Data provided.
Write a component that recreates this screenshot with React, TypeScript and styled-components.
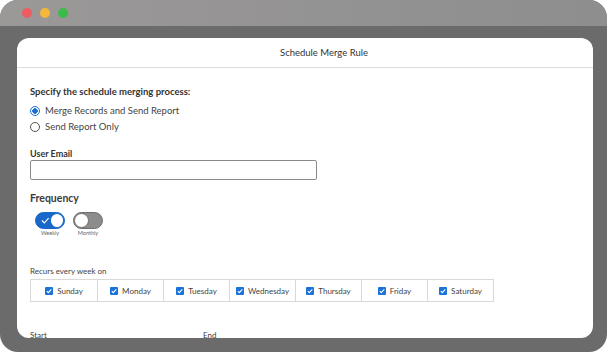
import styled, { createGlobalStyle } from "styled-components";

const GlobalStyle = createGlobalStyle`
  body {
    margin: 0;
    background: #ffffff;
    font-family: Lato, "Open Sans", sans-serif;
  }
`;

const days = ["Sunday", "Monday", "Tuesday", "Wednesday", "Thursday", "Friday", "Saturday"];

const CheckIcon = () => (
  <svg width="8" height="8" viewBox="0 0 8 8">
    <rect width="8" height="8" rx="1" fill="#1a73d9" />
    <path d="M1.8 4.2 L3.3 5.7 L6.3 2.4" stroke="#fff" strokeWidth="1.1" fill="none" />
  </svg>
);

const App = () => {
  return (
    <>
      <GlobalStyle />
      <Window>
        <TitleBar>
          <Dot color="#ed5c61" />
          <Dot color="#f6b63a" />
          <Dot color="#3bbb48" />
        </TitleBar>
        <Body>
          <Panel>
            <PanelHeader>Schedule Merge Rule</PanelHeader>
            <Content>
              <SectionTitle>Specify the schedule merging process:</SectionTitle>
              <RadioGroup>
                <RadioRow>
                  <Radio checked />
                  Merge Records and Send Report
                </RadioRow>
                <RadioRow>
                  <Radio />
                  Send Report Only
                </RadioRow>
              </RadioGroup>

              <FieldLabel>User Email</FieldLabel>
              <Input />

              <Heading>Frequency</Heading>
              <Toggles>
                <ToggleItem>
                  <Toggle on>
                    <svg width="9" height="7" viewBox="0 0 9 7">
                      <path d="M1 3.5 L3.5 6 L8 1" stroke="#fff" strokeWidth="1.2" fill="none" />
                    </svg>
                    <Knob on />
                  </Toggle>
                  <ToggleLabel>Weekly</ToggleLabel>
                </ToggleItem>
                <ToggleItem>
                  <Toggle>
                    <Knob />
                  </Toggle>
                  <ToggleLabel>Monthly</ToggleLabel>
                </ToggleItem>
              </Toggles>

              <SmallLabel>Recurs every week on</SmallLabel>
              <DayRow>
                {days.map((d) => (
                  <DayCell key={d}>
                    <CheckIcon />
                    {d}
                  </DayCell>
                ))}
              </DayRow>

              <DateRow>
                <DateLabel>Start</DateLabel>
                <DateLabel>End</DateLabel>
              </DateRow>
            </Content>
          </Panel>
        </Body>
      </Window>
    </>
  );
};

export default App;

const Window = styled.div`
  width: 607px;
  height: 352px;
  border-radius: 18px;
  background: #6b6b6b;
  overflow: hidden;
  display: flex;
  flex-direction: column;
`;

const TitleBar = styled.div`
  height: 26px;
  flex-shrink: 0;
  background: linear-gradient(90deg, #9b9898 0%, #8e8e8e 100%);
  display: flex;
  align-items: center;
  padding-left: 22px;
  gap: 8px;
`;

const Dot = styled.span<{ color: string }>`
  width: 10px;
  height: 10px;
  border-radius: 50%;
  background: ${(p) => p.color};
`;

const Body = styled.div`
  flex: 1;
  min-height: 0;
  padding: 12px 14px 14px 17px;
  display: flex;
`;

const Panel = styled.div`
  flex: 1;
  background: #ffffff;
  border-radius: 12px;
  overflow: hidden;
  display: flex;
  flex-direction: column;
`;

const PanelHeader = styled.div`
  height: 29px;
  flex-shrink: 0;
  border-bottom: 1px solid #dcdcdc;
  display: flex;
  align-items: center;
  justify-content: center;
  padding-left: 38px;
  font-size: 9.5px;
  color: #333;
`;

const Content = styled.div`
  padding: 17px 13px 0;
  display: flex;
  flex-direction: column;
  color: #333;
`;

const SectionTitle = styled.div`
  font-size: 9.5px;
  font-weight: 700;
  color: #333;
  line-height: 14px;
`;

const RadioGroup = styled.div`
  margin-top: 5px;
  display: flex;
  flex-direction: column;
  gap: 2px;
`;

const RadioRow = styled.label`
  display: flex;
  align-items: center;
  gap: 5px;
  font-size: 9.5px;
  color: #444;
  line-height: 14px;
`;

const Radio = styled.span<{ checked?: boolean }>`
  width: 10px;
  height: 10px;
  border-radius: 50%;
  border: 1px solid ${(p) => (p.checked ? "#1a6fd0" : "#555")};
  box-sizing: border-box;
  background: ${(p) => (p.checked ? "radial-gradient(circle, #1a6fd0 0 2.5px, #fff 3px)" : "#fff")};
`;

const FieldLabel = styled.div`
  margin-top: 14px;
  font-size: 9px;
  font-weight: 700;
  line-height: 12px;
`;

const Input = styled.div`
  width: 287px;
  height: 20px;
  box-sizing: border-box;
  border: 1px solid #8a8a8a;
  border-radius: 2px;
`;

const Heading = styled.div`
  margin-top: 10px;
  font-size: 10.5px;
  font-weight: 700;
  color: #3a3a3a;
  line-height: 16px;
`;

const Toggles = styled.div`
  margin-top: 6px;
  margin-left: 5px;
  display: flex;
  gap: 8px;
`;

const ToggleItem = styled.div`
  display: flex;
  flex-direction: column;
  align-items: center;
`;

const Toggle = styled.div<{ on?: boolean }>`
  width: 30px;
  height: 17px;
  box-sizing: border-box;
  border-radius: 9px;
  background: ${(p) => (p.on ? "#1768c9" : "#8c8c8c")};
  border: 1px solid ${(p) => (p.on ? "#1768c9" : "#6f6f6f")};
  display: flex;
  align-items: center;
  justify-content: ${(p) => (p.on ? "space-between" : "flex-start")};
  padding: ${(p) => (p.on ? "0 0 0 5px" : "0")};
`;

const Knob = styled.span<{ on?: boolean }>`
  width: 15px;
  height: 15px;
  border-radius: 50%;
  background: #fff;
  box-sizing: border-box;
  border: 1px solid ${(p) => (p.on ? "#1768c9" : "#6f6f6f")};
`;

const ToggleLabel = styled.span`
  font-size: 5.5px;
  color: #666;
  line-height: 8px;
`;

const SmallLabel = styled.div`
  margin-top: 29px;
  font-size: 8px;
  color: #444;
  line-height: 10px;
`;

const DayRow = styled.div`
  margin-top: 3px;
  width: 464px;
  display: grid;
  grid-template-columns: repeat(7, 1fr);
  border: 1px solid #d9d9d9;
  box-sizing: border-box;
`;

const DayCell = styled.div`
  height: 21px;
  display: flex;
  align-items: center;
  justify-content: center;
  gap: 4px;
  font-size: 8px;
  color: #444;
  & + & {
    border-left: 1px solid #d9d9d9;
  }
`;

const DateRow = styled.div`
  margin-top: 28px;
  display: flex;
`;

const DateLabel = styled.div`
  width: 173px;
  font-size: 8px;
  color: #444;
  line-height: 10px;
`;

Objective.
Copy each line in full and exactly, omitting any picture.

Solution to the exercise.
Write a component that recreates this screenshot with React, TypeScript and styled-components.
import styled, { createGlobalStyle } from "styled-components";

const GlobalStyle = createGlobalStyle`
  body {
    margin: 0;
    background: #ffffff;
    font-family: Lato, "Open Sans", sans-serif;
  }
`;

const days = ["Sunday", "Monday", "Tuesday", "Wednesday", "Thursday", "Friday", "Saturday"];

const CheckIcon = () => (
  <svg width="8" height="8" viewBox="0 0 8 8">
    <rect width="8" height="8" rx="1" fill="#1a73d9" />
    <path d="M1.8 4.2 L3.3 5.7 L6.3 2.4" stroke="#fff" strokeWidth="1.1" fill="none" />
  </svg>
);

const App = () => {
  return (
    <>
      <GlobalStyle />
      <Window>
        <TitleBar>
          <Dot color="#ed5c61" />
          <Dot color="#f6b63a" />
          <Dot color="#3bbb48" />
        </TitleBar>
        <Body>
          <Panel>
            <PanelHeader>Schedule Merge Rule</PanelHeader>
            <Content>
              <SectionTitle>Specify the schedule merging process:</SectionTitle>
              <RadioGroup>
                <RadioRow>
                  <Radio checked />
                  Merge Records and Send Report
                </RadioRow>
                <RadioRow>
                  <Radio />
                  Send Report Only
                </RadioRow>
              </RadioGroup>

              <FieldLabel>User Email</FieldLabel>
              <Input />

              <Heading>Frequency</Heading>
              <Toggles>
                <ToggleItem>
                  <Toggle on>
                    <svg width="9" height="7" viewBox="0 0 9 7">
                      <path d="M1 3.5 L3.5 6 L8 1" stroke="#fff" strokeWidth="1.2" fill="none" />
                    </svg>
                    <Knob on />
                  </Toggle>
                  <ToggleLabel>Weekly</ToggleLabel>
                </ToggleItem>
                <ToggleItem>
                  <Toggle>
                    <Knob />
                  </Toggle>
                  <ToggleLabel>Monthly</ToggleLabel>
                </ToggleItem>
              </Toggles>

              <SmallLabel>Recurs every week on</SmallLabel>
              <DayRow>
                {days.map((d) => (
                  <DayCell key={d}>
                    <CheckIcon />
                    {d}
                  </DayCell>
                ))}
              </DayRow>

              <DateRow>
                <DateLabel>Start</DateLabel>
                <DateLabel>End</DateLabel>
              </DateRow>
            </Content>
          </Panel>
        </Body>
      </Window>
    </>
  );
};

export default App;

const Window = styled.div`
  width: 607px;
  height: 352px;
  border-radius: 18px;
  background: #6b6b6b;
  overflow: hidden;
  display: flex;
  flex-direction: column;
`;

const TitleBar = styled.div`
  height: 26px;
  flex-shrink: 0;
  background: linear-gradient(90deg, #9b9898 0%, #8e8e8e 100%);
  display: flex;
  align-items: center;
  padding-left: 22px;
  gap: 8px;
`;

const Dot = styled.span<{ color: string }>`
  width: 10px;
  height: 10px;
  border-radius: 50%;
  background: ${(p) => p.color};
`;

const Body = styled.div`
  flex: 1;
  min-height: 0;
  padding: 12px 14px 14px 17px;
  display: flex;
`;

const Panel = styled.div`
  flex: 1;
  background: #ffffff;
  border-radius: 12px;
  overflow: hidden;
  display: flex;
  flex-direction: column;
`;

const PanelHeader = styled.div`
  height: 29px;
  flex-shrink: 0;
  border-bottom: 1px solid #dcdcdc;
  display: flex;
  align-items: center;
  justify-content: center;
  padding-left: 38px;
  font-size: 9.5px;
  color: #333;
`;

const Content = styled.div`
  padding: 17px 13px 0;
  display: flex;
  flex-direction: column;
  color: #333;
`;

const SectionTitle = styled.div`
  font-size: 9.5px;
  font-weight: 700;
  color: #333;
  line-height: 14px;
`;

const RadioGroup = styled.div`
  margin-top: 5px;
  display: flex;
  flex-direction: column;
  gap: 2px;
`;

const RadioRow = styled.label`
  display: flex;
  align-items: center;
  gap: 5px;
  font-size: 9.5px;
  color: #444;
  line-height: 14px;
`;

const Radio = styled.span<{ checked?: boolean }>`
  width: 10px;
  height: 10px;
  border-radius: 50%;
  border: 1px solid ${(p) => (p.checked ? "#1a6fd0" : "#555")};
  box-sizing: border-box;
  background: ${(p) => (p.checked ? "radial-gradient(circle, #1a6fd0 0 2.5px, #fff 3px)" : "#fff")};
`;

const FieldLabel = styled.div`
  margin-top: 14px;
  font-size: 9px;
  font-weight: 700;
  line-height: 12px;
`;

const Input = styled.div`
  width: 287px;
  height: 20px;
  box-sizing: border-box;
  border: 1px solid #8a8a8a;
  border-radius: 2px;
`;

const Heading = styled.div`
  margin-top: 10px;
  font-size: 10.5px;
  font-weight: 700;
  color: #3a3a3a;
  line-height: 16px;
`;

const Toggles = styled.div`
  margin-top: 6px;
  margin-left: 5px;
  display: flex;
  gap: 8px;
`;

const ToggleItem = styled.div`
  display: flex;
  flex-direction: column;
  align-items: center;
`;

const Toggle = styled.div<{ on?: boolean }>`
  width: 30px;
  height: 17px;
  box-sizing: border-box;
  border-radius: 9px;
  background: ${(p) => (p.on ? "#1768c9" : "#8c8c8c")};
  border: 1px solid ${(p) => (p.on ? "#1768c9" : "#6f6f6f")};
  display: flex;
  align-items: center;
  justify-content: ${(p) => (p.on ? "space-between" : "flex-start")};
  padding: ${(p) => (p.on ? "0 0 0 5px" : "0")};
`;

const Knob = styled.span<{ on?: boolean }>`
  width: 15px;
  height: 15px;
  border-radius: 50%;
  background: #fff;
  box-sizing: border-box;
  border: 1px solid ${(p) => (p.on ? "#1768c9" : "#6f6f6f")};
`;

const ToggleLabel = styled.span`
  font-size: 5.5px;
  color: #666;
  line-height: 8px;
`;

const SmallLabel = styled.div`
  margin-top: 29px;
  font-size: 8px;
  color: #444;
  line-height: 10px;
`;

const DayRow = styled.div`
  margin-top: 3px;
  width: 464px;
  display: grid;
  grid-template-columns: repeat(7, 1fr);
  border: 1px solid #d9d9d9;
  box-sizing: border-box;
`;

const DayCell = styled.div`
  height: 21px;
  display: flex;
  align-items: center;
  justify-content: center;
  gap: 4px;
  font-size: 8px;
  color: #444;
  & + & {
    border-left: 1px solid #d9d9d9;
  }
`;

const DateRow = styled.div`
  margin-top: 28px;
  display: flex;
`;

const DateLabel = styled.div`
  width: 173px;
  font-size: 8px;
  color: #444;
  line-height: 10px;
`;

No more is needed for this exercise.